— Begin SOURCE MATERIAL —

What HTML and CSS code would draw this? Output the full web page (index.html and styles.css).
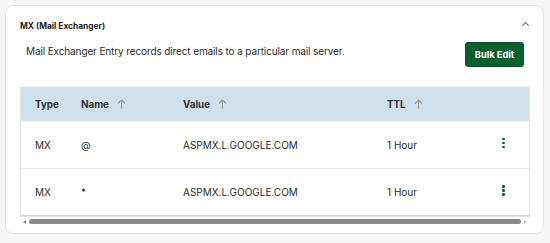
FILE: index.html
```html
<!DOCTYPE html>
<html>
<head>
<meta charset="utf-8">
<link rel="stylesheet" href="styles.css">
</head>
<body>
<div class="card">
  <div class="card-head">
    <span class="title">MX (Mail Exchanger)</span>
    <svg class="chev" width="9" height="6" viewBox="0 0 9 6"><path d="M1.2 4.8 L4.5 1.5 L7.8 4.8" fill="none" stroke="#777" stroke-width="1.1"/></svg>
  </div>
  <div class="desc-row">
    <p class="desc">Mail Exchanger Entry records direct emails to a particular mail server.</p>
    <button class="btn">Bulk Edit</button>
  </div>
  <div class="table-wrap">
    <div class="table">
      <div class="row head">
        <div class="c c-type">Type</div>
        <div class="c c-name">Name <svg class="arr" width="9" height="10" viewBox="0 0 9 10"><path d="M4.5 9.5 V1 M1 4.5 L4.5 1 L8 4.5" fill="none" stroke="#999" stroke-width="1.1"/></svg></div>
        <div class="c c-val">Value <svg class="arr" width="9" height="10" viewBox="0 0 9 10"><path d="M4.5 9.5 V1 M1 4.5 L4.5 1 L8 4.5" fill="none" stroke="#999" stroke-width="1.1"/></svg></div>
        <div class="c c-ttl">TTL <svg class="arr" width="9" height="10" viewBox="0 0 9 10"><path d="M4.5 9.5 V1 M1 4.5 L4.5 1 L8 4.5" fill="none" stroke="#999" stroke-width="1.1"/></svg></div>
        <div class="c c-act"></div>
      </div>
      <div class="row">
        <div class="c c-type">MX</div>
        <div class="c c-name">@</div>
        <div class="c c-val">ASPMX.L.GOOGLE.COM</div>
        <div class="c c-ttl">1 Hour</div>
        <div class="c c-act"><span class="dots"><i></i><i></i><i></i></span></div>
      </div>
      <div class="row last">
        <div class="c c-type">MX</div>
        <div class="c c-name">*</div>
        <div class="c c-val">ASPMX.L.GOOGLE.COM</div>
        <div class="c c-ttl">1 Hour</div>
        <div class="c c-act"><span class="dots"><i></i><i></i><i></i></span></div>
      </div>
    </div>
    <div class="scroll">
      <span class="sa left"></span>
      <span class="thumb"></span>
      <span class="sa right"></span>
    </div>
  </div>
</div>
</body>
</html>
```
FILE: styles.css
```css
html, body {
  margin: 0;
  padding: 0;
}
body {
  background: #f6f6f6;
  font-family: Inter, "Liberation Sans", sans-serif;
  color: #2b2b2b;
  padding: 5px 6px 0 5px;
  width: 550px;
  height: 243px;
  box-sizing: border-box;
}
.card {
  background: #fff;
  border: 1px solid #e4e4e4;
  border-radius: 8px;
  height: 229px;
  box-sizing: border-box;
  padding: 0 13px 0 14px;
}
.card-head {
  display: flex;
  justify-content: space-between;
  align-items: center;
  height: 22px;
  padding-top: 9px;
}
.title {
  font-size: 8.4px;
  font-weight: 700;
  color: #222;
}
.chev {
  margin-right: 0;
  margin-top: -4px;
}
.desc-row {
  display: flex;
  justify-content: space-between;
  align-items: center;
  padding-left: 6px;
  margin-top: 5px;
  padding-right: 6px;
}
.desc {
  margin: 0;
  font-size: 10px;
  letter-spacing: -0.12px;
  color: #2b2b2b;
  margin-top: -8px;
}
.btn {
  background: #04612d;
  color: #fff;
  border: 1px solid #0a4f29;
  border-radius: 3px;
  font-family: Inter, "Liberation Sans", sans-serif;
  font-weight: 700;
  font-size: 9.3px;
  width: 59px;
  height: 25px;
  padding: 0;
}
.table-wrap {
  margin-top: 20px;
}
.table {
  border: 1px solid #e3e3e3;
  border-top: 0;
}
.row {
  display: flex;
  align-items: center;
  height: 47px;
  border-bottom: 1px solid #e8e8e8;
  font-size: 10px;
  color: #2b2b2b;
}
.row.head {
  height: 34px;
  background: #cde0ec;
  font-weight: 700;
  font-size: 9.8px;
  color: #333;
  border-bottom: 0;
}
.row.last {
  height: 46px;
  border-bottom: 1px solid #d6d6d6;
}
.c {
  display: flex;
  align-items: center;
}
.c-type { width: 46px; padding-left: 14px; }
.c-name { width: 102px; }
.c-val { width: 204px; }
.c-ttl { width: 108px; }
.c-act { flex: 1; justify-content: flex-start; padding-left: 7px; }
.arr {
  margin-left: 8px;
}
.dots {
  display: flex;
  flex-direction: column;
  gap: 1.5px;
  margin-top: -3px;
}
.dots i {
  display: block;
  width: 2.5px;
  height: 2.5px;
  border-radius: 50%;
  background: #0a5c2e;
}
.scroll {
  display: flex;
  align-items: center;
  height: 9px;
  padding: 0 3px;
}
.thumb {
  flex: 1;
  height: 5px;
  background: #8a8a8a;
  border-radius: 3px;
  margin: 0 3px;
}
.sa {
  width: 0;
  height: 0;
  border-top: 2.5px solid transparent;
  border-bottom: 2.5px solid transparent;
}
.sa.left { border-right: 3px solid #8a8a8a; }
.sa.right { border-left: 3px solid #bbb; }
```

— End SOURCE MATERIAL —

For the data above, state only how many lines include the word "styles".

3